National Debt Act 1870
- Parliament of the United Kingdom
- Long title: An Act for consolidating, with Amendments, certain Enactments relating to the National Debt.
- Citation: 33 & 34 Vict. c. 71
- Territorial extent: United Kingdom

Dates
- Royal assent: 9 August 1870
- Commencement: 9 August 1870

Other legislation
- Amended by: Statute Law Revision Act 1883; National Debt Act 1889; Bank Act 1892; Statute Law Revision (No. 2) Act 1893; Trusts (Scotland) Act 1921; Government Annuities Act 1929; Finance Act 1937; Finance Act 1942; Bank of England Act 1946; Finance Act 1949; Statute Law Revision Act 1950; Miscellaneous Financial Provisions Act 1955; Statute Law Revision Act 1960; Finance Act 1963; Statute Law Revision Act 1963; Statute Law Revision Act 1966; National Loans Act 1968; Statute Law (Repeals) Act 1986; Statute Law (Repeals) Act 1993; Bank of England Act 1998; Uncertificated Securities Regulations 2001; Irish Registers of Government Stock (Closure and Transfer) Order 2002; Government Stock (Consequential and Transitional Provision) (No. 2) Order 2004; Government Stock (Consequential and Transitional Provision) (No.3) Order 2004;
- Relates to: Forgery Act 1870; Statute Law Revision Act 1870;

Status: Partially repealed

Text of statute as originally enacted

Revised text of statute as amended

Text of the National Debt Act 1870 as in force today (including any amendments) within the United Kingdom, from legislation.gov.uk.

= National Debt Act 1870 =

Act of the Parliament of the United Kingdom

The National Debt Act 1870 (33 & 34 Vict. c. 71) is an act of the Parliament of the United Kingdom that consolidated enactments related to the national debt of the United Kingdom.

The enactments consolidated by this act and the Forgery Act 1870 (33 & 34 Vict. c. 58) were repealed by section 1 of, and the schedule to, the Statute Law Revision Act 1870 (c. 69).

As of 2026, the act remains partly in force in the United Kingdom.

== Subsequent developments ==
The following enactments were repealed by section 1(1) of, and the first schedule to, the Statute Law Revision Act 1950 (14 Geo. 6. c. 6), which came into force on 23 May 1950.
- Section 5 to " the respective amounts thereof subsisting at the passing of this Act, and "; the words " due to the several persons who at the passing of this Act are entitled thereto, and their representatives "; the words from " All the annuities " in the first place in which those words occur, to " therein mentioned "; and the words " at the periods and in the manner in the same Schedule mentioned ".
- Sections 7, 8, 9, 10, 17 and 19.
- Section 27 to " annuities. But "; and the words " other " and " also ". Section thirty-two the words " or some person deriving title from him by devolution in law as in this part of this Act mentioned " and the words " and on his bankruptcy his assignee, and on the marriage of the nominee being a female, her husband ".
- Section 37.
- Section 39 paragraph five, the words " or bankruptcy " and the words " or of the marriage of the nominee being a female ".
- Section 69.
- Section 73 the words " receipt of dividends and "; and the words " and to receipt of dividends on stock standing in the names of infants or persons of unsound mind ".
- Schedule one, all the denominations except the last; the second and third columns; the regulation.
- Schedule three.

Section 70 of the act was repealed by section 1 of, and the schedule to, the Statute Law Revision Act 1963, which came into force on 31 July 1963.

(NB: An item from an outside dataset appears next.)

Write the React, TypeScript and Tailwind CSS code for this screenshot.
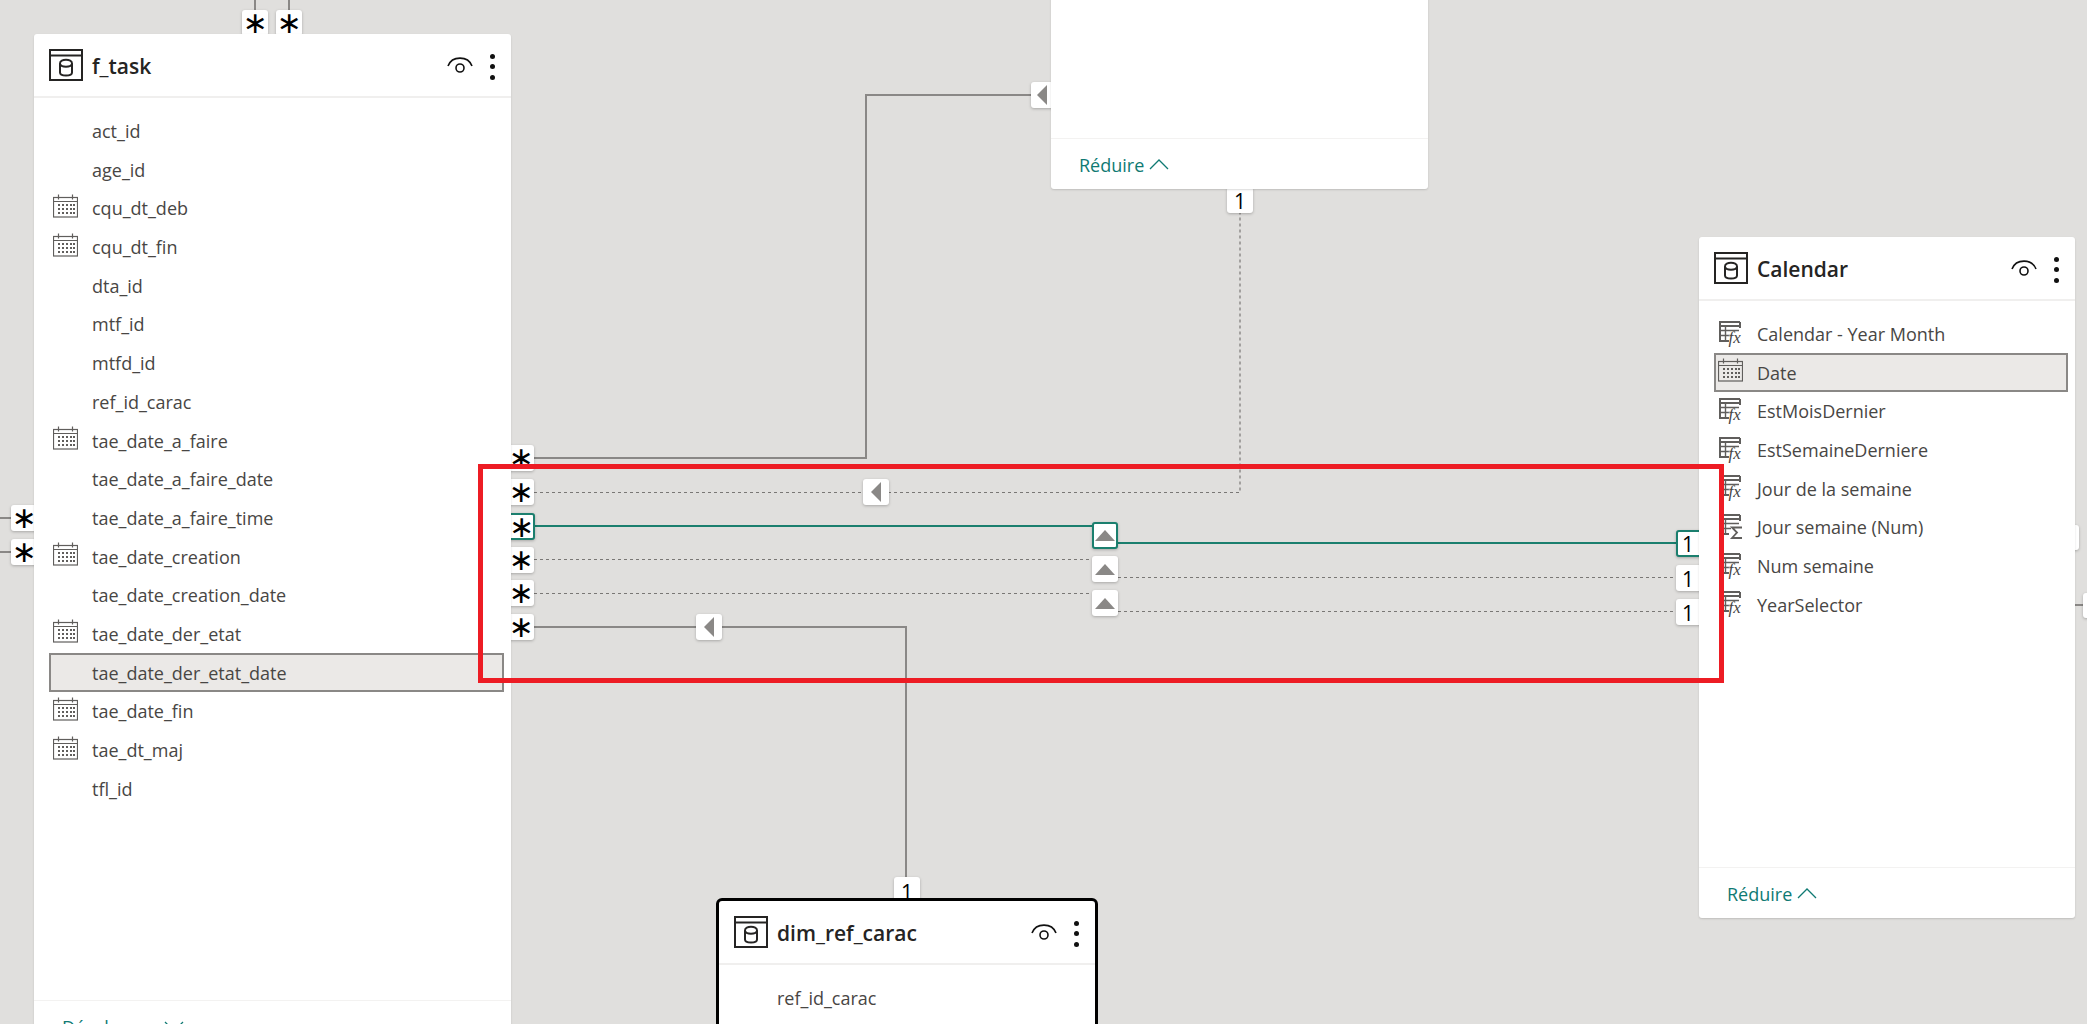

Section 2 and 4, parts IV and V, and section 73 of, and schedule 2 to, the act were repealed by section 1(1) of, and part III of schedule 1 to, the Statute Law (Repeals) Act 1986, which came into force on 2 May 1986.

Section 74 of the act was repealed by section 1(1) of, and group 1 of part IX of schedule 1 to, the Statute Law (Repeals) Act 1993, which came into force on 5 November 1993.